Irena Dousková (18 August 1964) is a contemporary Czech author, who writes primarily novels, but also short stories and poetry.

== Life ==
Irena Dousková was born Irena Freistadtová in Příbram in 1964. She grew up around the acting scene. Both her mom and stepfather were actors in the Příbram Theatre. Her father, Petr Freistadt, was a theater director, who emigrated to Israel in 1964. She changed her last name from her father's name to her mother's maiden name, Dousková.

In 1976, Dousková's family moved to Prague. After graduating high school, she worked as a librarian and secretary, before being accepted to the faculty of Law at Charles University.
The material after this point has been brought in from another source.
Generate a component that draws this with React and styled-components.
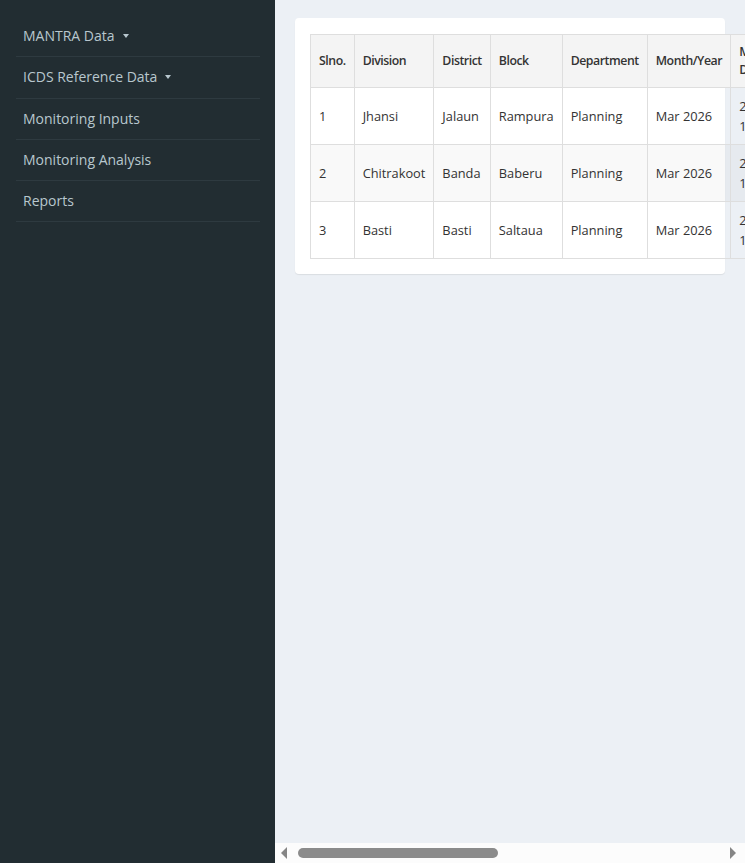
import React from "react";
import styled, { createGlobalStyle } from "styled-components";

const Global = createGlobalStyle`
  html, body { margin: 0; padding: 0; height: 100%; }
  body {
    font-family: "Open Sans", "Noto Sans", sans-serif;
    color: #333;
    background: #ecf0f5;
  }
  * { box-sizing: border-box; }
`;

const Layout = styled.div`
  display: flex;
  height: 100vh;
  width: 100vw;
  overflow: hidden;
`;

const Sidebar = styled.aside`
  flex: 0 0 275px;
  background: #222d32;
  padding: 16px 15px 0 16px;
`;

const Menu = styled.ul`
  list-style: none;
  margin: 0;
  padding: 0;
`;

const MenuItem = styled.li`
  display: flex;
  align-items: center;
  padding: 10px 7px;
  line-height: 20.3px;
  font-size: 14px;
  color: #b8c7ce;
  border-bottom: 1px solid #2e3a40;
`;

const Caret = styled.span`
  display: inline-block;
  width: 0;
  height: 0;
  margin-left: 8px;
  border-top: 4px solid #b8c7ce;
  border-left: 3.5px solid transparent;
  border-right: 3.5px solid transparent;
`;

const Main = styled.main`
  flex: 1 1 auto;
  min-width: 0;
  display: flex;
  flex-direction: column;
  background: #ecf0f5;
`;

const Content = styled.div`
  flex: 1 1 auto;
  min-height: 0;
  overflow: hidden;
  padding: 18px 20px;
`;

const HScrollbar = styled.div`
  flex: 0 0 20px;
  display: flex;
  align-items: center;
  background: #fcfcfc;
`;

const ArrowButton = styled.div`
  flex: 0 0 20px;
  height: 20px;
  display: flex;
  align-items: center;
  justify-content: ${(p) => (p.$dir === "left" ? "flex-start" : "flex-end")};
  padding: ${(p) => (p.$dir === "left" ? "0 0 0 6px" : "0 9px 0 0")};

  &::before {
    content: "";
    width: 0;
    height: 0;
    border-top: 6px solid transparent;
    border-bottom: 6px solid transparent;
    ${(p) =>
      p.$dir === "left"
        ? "border-right: 6px solid #858585;"
        : "border-left: 6px solid #858585;"}
  }
`;

const Track = styled.div`
  flex: 1 1 auto;
  height: 20px;
  display: flex;
  align-items: center;
  padding: 0 3px;
`;

const Thumb = styled.div`
  height: 10px;
  width: ${(p) => p.$ratio}%;
  background: #8b8b8b;
  border-radius: 5px;
`;

const Card = styled.section`
  background: #fff;
  border-radius: 4px;
  box-shadow: 0 1px 1px rgba(0, 0, 0, 0.08);
  padding: 16px 15px 15px;
`;

const Table = styled.table`
  width: 100%;
  border-collapse: collapse;
  font-size: 12.8px;
  color: #333;
`;

const Th = styled.th`
  text-align: left;
  font-weight: 600;
  font-size: 12.3px;
  letter-spacing: -0.45px;
  background: #f4f4f4;
  border: 1px solid #dedede;
  padding: 8px;
  line-height: 18px;
  vertical-align: middle;
`;

const Td = styled.td`
  border: 1px solid #dedede;
  padding: 8px;
  line-height: 20px;
  vertical-align: middle;
`;

const Tr = styled.tr`
  background: ${(p) => (p.$striped ? "rgba(0,0,0,0.025)" : "transparent")};
`;

const menu = [
  { label: "MANTRA Data", caret: true },
  { label: "ICDS Reference Data", caret: true },
  { label: "Monitoring Inputs" },
  { label: "Monitoring Analysis" },
  { label: "Reports" },
];

const headers = [
  "Slno.",
  "Division",
  "District",
  "Block",
  "Department",
  "Month/Year",
  "Monitoring Date",
  "Submitted By",
  "Designation",
  "Status",
  "Remarks",
  "Action",
];

const rows = [
  ["1", "Jhansi", "Jalaun", "Rampura", "Planning", "Mar 2026", "2026-03-12 10:45", "Ramesh Kumar", "Supervisor", "Approved", "Satisfactory", "View"],
  ["2", "Chitrakoot", "Banda", "Baberu", "Planning", "Mar 2026", "2026-03-14 11:20", "Suresh Singh", "Supervisor", "Pending", "Satisfactory", "View"],
  ["3", "Basti", "Basti", "Saltaua", "Planning", "Mar 2026", "2026-03-15 12:05", "Anita Devi", "Supervisor", "Approved", "Satisfactory", "View"],
];

export default function App() {
  return (
    <>
      <Global />
      <Layout>
        <Sidebar>
          <Menu>
            {menu.map((m) => (
              <MenuItem key={m.label}>
                {m.label}
                {m.caret && <Caret />}
              </MenuItem>
            ))}
          </Menu>
        </Sidebar>
        <Main>
          <Content>
            <Card>
              <Table>
                <thead>
                  <tr>
                    {headers.map((h) => (
                      <Th key={h}>{h}</Th>
                    ))}
                  </tr>
                </thead>
                <tbody>
                  {rows.map((r, i) => (
                    <Tr key={i} $striped={i % 2 === 1}>
                      {r.map((c, j) => (
                        <Td key={j}>{c}</Td>
                      ))}
                    </Tr>
                  ))}
                </tbody>
              </Table>
            </Card>
          </Content>
          <HScrollbar>
            <ArrowButton $dir="left" />
            <Track>
              <Thumb $ratio={47.2} />
            </Track>
            <ArrowButton $dir="right" />
          </HScrollbar>
        </Main>
      </Layout>
    </>
  );
}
She completed her degree in 1989, but never worked in law.

Instead, she worked as a playwright, and then as a journalist for several newspapers, before becoming a full-time author.

Dousková first emerged on the Czech literary scene through her poetry. She was a member of the group LiDi, and presented poetry through them starting in 1988. She also published in several magazines and newspapers. Only later did the focus of her work turn to prose.

== Works ==
In 1992, Dousková published a collection of poems, Pražský zázrak (Prague Miracle).
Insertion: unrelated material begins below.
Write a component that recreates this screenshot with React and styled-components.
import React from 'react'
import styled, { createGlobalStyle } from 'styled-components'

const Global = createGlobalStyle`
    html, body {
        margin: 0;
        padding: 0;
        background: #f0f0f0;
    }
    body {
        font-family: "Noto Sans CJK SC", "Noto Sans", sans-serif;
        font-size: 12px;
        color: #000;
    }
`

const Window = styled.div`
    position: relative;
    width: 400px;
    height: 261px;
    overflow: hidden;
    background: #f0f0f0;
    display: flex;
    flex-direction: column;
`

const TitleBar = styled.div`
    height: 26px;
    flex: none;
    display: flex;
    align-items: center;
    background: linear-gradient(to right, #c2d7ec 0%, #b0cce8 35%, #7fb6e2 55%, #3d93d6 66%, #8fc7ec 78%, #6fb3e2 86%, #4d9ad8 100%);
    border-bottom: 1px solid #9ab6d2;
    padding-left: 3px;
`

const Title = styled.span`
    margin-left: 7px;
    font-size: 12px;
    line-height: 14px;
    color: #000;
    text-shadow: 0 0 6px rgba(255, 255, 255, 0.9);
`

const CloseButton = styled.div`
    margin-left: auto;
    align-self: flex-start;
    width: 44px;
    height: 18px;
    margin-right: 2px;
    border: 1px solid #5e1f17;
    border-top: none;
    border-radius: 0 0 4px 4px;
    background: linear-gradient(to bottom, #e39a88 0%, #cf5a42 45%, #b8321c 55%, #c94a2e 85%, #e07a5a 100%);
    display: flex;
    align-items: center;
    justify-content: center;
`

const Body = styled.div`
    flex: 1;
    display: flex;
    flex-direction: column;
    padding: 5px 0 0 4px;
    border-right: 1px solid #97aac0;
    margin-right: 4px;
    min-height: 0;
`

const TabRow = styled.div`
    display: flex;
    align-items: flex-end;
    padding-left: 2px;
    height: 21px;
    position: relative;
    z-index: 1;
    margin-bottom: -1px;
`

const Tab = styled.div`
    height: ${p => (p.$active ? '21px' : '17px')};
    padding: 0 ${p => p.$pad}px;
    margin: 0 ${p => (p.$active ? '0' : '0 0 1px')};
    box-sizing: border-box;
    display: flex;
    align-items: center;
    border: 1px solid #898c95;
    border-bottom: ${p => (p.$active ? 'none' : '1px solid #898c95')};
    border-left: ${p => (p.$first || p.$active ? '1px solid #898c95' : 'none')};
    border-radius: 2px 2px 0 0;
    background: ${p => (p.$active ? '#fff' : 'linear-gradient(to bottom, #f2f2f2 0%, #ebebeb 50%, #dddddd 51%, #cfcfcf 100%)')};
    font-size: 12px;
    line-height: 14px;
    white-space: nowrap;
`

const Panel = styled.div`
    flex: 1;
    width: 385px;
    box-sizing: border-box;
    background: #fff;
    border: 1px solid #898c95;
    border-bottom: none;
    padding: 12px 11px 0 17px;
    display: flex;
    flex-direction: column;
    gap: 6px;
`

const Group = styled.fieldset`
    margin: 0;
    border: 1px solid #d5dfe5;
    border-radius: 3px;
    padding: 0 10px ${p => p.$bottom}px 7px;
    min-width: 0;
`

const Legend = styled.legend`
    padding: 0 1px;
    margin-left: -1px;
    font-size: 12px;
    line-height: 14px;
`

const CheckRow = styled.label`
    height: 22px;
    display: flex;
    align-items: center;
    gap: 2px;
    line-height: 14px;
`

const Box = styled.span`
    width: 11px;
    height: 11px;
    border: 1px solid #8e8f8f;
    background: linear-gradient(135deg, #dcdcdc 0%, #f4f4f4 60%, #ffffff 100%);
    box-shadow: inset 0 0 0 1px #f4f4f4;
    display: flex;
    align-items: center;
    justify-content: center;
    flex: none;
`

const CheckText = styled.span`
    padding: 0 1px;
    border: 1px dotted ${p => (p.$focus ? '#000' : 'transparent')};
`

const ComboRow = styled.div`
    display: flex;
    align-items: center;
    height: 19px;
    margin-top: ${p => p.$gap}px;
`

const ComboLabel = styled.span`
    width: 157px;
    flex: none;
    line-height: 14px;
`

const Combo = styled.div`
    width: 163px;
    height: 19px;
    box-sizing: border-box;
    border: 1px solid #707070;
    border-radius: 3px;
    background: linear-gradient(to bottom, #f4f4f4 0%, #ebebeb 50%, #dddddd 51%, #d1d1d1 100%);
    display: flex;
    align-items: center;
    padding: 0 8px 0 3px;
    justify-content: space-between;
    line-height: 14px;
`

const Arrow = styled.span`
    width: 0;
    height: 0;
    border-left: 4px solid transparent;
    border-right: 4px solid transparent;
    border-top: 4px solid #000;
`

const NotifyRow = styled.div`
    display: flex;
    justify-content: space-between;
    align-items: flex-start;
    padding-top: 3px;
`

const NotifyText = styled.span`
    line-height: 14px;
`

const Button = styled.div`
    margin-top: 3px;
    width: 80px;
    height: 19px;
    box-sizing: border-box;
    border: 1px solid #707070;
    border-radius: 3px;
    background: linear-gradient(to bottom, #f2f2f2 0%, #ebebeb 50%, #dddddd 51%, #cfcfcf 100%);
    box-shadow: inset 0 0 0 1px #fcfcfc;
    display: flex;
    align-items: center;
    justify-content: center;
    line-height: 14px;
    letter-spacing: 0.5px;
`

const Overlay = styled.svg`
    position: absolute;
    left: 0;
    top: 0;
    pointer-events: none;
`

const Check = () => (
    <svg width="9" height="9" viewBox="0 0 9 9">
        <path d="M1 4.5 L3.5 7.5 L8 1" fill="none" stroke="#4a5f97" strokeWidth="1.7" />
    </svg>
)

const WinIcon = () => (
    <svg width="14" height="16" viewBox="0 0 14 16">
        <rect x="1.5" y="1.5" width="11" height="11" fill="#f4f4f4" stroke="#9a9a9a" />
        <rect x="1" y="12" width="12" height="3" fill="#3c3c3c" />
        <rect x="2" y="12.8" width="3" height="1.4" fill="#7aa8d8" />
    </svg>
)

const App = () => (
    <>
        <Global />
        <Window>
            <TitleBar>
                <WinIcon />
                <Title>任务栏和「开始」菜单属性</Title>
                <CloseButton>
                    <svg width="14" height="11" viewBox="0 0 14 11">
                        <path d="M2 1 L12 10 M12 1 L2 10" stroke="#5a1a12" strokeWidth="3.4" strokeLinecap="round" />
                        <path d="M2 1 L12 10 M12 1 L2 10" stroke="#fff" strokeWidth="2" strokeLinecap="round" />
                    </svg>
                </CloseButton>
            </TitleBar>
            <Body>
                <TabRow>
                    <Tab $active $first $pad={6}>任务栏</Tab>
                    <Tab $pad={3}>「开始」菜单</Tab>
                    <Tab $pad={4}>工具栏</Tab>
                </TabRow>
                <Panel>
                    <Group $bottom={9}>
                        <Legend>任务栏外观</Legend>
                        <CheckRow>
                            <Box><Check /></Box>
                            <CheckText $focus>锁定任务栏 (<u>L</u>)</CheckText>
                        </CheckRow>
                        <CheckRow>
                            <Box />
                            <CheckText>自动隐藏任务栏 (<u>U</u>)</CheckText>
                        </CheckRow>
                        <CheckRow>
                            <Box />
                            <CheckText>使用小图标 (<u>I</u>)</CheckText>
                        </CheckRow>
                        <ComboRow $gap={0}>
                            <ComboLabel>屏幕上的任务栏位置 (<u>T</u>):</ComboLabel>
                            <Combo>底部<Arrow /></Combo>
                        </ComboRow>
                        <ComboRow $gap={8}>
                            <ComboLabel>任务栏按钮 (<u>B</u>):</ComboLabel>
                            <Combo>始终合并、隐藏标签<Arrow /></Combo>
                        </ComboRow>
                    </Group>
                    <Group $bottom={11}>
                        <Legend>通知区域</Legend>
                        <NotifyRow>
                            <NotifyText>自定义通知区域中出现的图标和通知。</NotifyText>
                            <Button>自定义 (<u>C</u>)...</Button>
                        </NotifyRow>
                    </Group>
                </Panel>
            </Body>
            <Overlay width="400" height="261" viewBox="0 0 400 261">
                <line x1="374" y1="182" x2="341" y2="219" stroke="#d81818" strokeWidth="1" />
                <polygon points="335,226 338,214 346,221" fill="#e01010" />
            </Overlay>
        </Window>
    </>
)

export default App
In 1997, she published her first work of prose, Goldstein píše dceři (Goldstein Writes to His Daughter), followed by Hrdý Budžes in 1998. Hrdý Budžes is her most highly regarded work by literary critics, and also the most popular among readers. It was also made into a play which became as popular as the original work.

Dousková continues to write a new novel about once every three years, and has also published short stories and poems.

Some hallmarks of Dousková's work include the use of irony and humor to address tragic themes. This allows her to describe dark periods in modern history, especially communist Czechoslovakia and Jewish history, in ways that will attract readers.

A trilogy of her works --- Hrdý Budžes, Oněgin byl Rusák (Onegin was a Russki) and Darda--- follows the story of a schoolgirl during the 1970s “normalization” period in Communist Czechoslovakia. Dousková was the same age as the protagonist during this time period, so she was able to use personal experience to add realism to the writing.

Dousková is one of the most successful modern Czech authors abroad, having been translated into at least thirteen different languages. Hrdý Budžes was translated into English by Melvyn Clarke in 2016 (with the title B. Proudew), and Clarke continues to translate her works into English.